Shader: https://github.com/Themaister/Granite/blob/master/assets/shaders/lights/clusterer_bindless.h

Potential performance problems

By decoupling XY and Z in culling there’s a lot of potential for false positives where large lights might dominate how Z-ranges are computed and trigger a lot of over-shading. I haven’t done much testing here though, but this is probably the only real weakness I can think of with this technique. Regular tile-deferred has similar issues.

Culling tightness

I’m using smaller lights here to demonstrate. Red or green light signifies that a light was computed for that pixel:

Placing point light in volumetric fog for good measure. The weird red/green “artifacting” around the edges is caused by the forward shading and subgroupOr logic when shading to ensure subgroup uniform behavior.

Potential improvements

Clipping Z-range calculation against view frustum might help a fair bit, since Z-range can be way too conservative for large positional lights like these. Especially spot lights which point to the side like the image above.

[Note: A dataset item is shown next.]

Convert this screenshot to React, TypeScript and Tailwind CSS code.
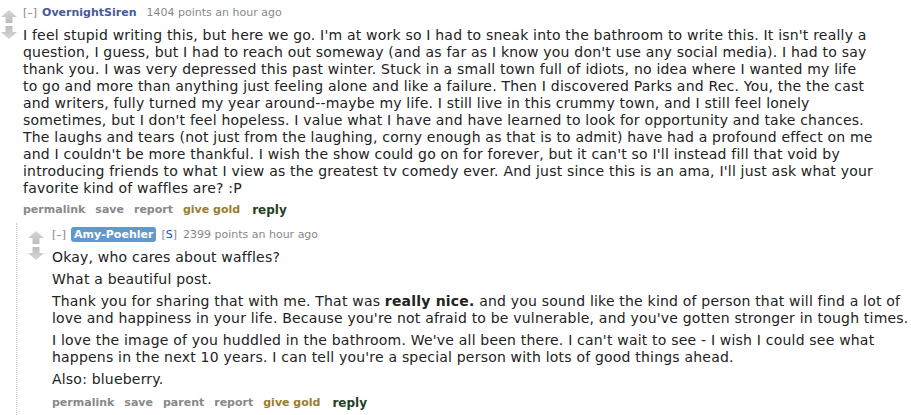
import React from 'react';

const verdana = { fontFamily: '"DejaVu Sans", Verdana, sans-serif' };

const parentLines = [
    "I feel stupid writing this, but here we go. I'm at work so I had to sneak into the bathroom to write this. It isn't really a",
    "question, I guess, but I had to reach out someway (and as far as I know you don't use any social media). I had to say",
    'thank you. I was very depressed this past winter. Stuck in a small town full of idiots, no idea where I wanted my life',
    'to go and more than anything just feeling alone and like a failure. Then I discovered Parks and Rec. You, the the cast',
    'and writers, fully turned my year around--maybe my life. I still live in this crummy town, and I still feel lonely',
    "sometimes, but I don't feel hopeless. I value what I have and have learned to look for opportunity and take chances.",
    'The laughs and tears (not just from the laughing, corny enough as that is to admit) have had a profound effect on me',
    "and I couldn't be more thankful. I wish the show could go on for forever, but it can't so I'll instead fill that void by",
    "introducing friends to what I view as the greatest tv comedy ever. And just since this is an ama, I'll just ask what your",
    'favorite kind of waffles are? :P',
];

function Arrow({ down = false }: { down?: boolean }) {
    return (
        <svg width="16" height="13" viewBox="0 0 16 13" className={down ? 'rotate-180' : ''}>
            <defs>
                <linearGradient id={down ? 'gd' : 'gu'} x1="0" y1="0" x2="0" y2="1">
                    <stop offset="0" stopColor="#d6d6d6" />
                    <stop offset="1" stopColor="#bdbdbd" />
                </linearGradient>
            </defs>
            <polygon points="8,0 16,7 11.5,7 11.5,13 4.5,13 4.5,7 0,7" fill={`url(#${down ? 'gd' : 'gu'})`} />
        </svg>
    );
}

function Votes({ top }: { top: string }) {
    return (
        <div className={`flex flex-col items-center gap-[3px] w-[16px] shrink-0 ${top}`}>
            <Arrow />
            <Arrow down />
        </div>
    );
}

function Buttons({ parent = false }: { parent?: boolean }) {
    return (
        <div className={`flex gap-[10px] text-[11px] font-bold leading-[14px] ${parent ? 'mt-[8px]' : 'mt-[6px]'}`}>
            <span className="text-[#888]">permalink</span>
            <span className="text-[#888]">save</span>
            {parent && <span className="text-[#888]">parent</span>}
            <span className="text-[#888]">report</span>
            <span className="text-[#9a7d2e]">give gold</span>
            <span className="text-[#1f3f1f] text-[12px] ml-[2px]">reply</span>
        </div>
    );
}

export default function App() {
    return (
        <div className="bg-white w-[911px] h-[415px] overflow-hidden text-[#222]" style={verdana}>
            {/* parent comment */}
            <div className="flex gap-[6px] pl-[1px] pt-[3px]">
                <Votes top="pt-[7px]" />
                <div className="flex-1">
                    <div className="text-[11px] leading-[20px] text-[#888]">
                        <span>[–]</span>
                        <span className="font-bold text-[#465a9a] ml-[5px]">OvernightSiren</span>
                        <span className="ml-[10px]">1404 points an hour ago</span>
                    </div>
                    <p className="text-[14px] leading-[17px] tracking-[0.2px] text-[#222] mt-[4px]">
                        {parentLines.map((line, i) => (
                            <React.Fragment key={i}>
                                {line}
                                {i < parentLines.length - 1 && <br />}
                            </React.Fragment>
                        ))}
                    </p>
                    <Buttons />
                </div>
            </div>

            {/* child comment */}
            <div className="ml-[16px] mt-[6px] border-l border-dotted border-[#c8c8e8] pl-[11px] pr-[2px] flex gap-[8px] pt-[2px] h-[200px]">
                <Votes top="pt-[6px]" />
                <div className="flex-1">
                    <div className="text-[11px] leading-[20px] text-[#888]">
                        <span>[–]</span>
                        <span className="font-bold text-white bg-[#5f99cf] rounded-[3px] px-[3px] py-[1px] ml-[5px]">Amy-Poehler</span>
                        <span className="ml-[5px] text-[#888]">[<span className="text-[#0055df]">S</span>]</span>
                        <span className="ml-[6px]">2399 points an hour ago</span>
                    </div>
                    <div className="text-[14px] leading-[17px] tracking-[0.2px] text-[#222] mt-[4px] flex flex-col gap-[5px]">
                        <p>Okay, who cares about waffles?</p>
                        <p>What a beautiful post.</p>
                        <p>
                            Thank you for sharing that with me. That was <strong>really nice.</strong> and you sound like the kind of person that will find a lot of love and happiness in your life. Because you're not afraid to be vulnerable, and you've gotten stronger in tough times.
                        </p>
                        <p>
                            I love the image of you huddled in the bathroom. We've all been there. I can't wait to see - I wish I could see what happens in the next 10 years. I can tell you're a special person with lots of good things ahead.
                        </p>
                        <p>Also: blueberry.</p>
                    </div>
                    <Buttons parent />
                </div>
            </div>
        </div>
    );
}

Classic deferred has a very similar problem case unless ancient stencil culling techniques are used to get double sided depth tests.

Conclusion

I’m happy with the implementation. Performance seems very good, but I haven’t dug deep in analysis there yet. I was mostly concerned getting it to work. Just waiting for mobile GPU vendors to support bindless, so I can test there as well I guess.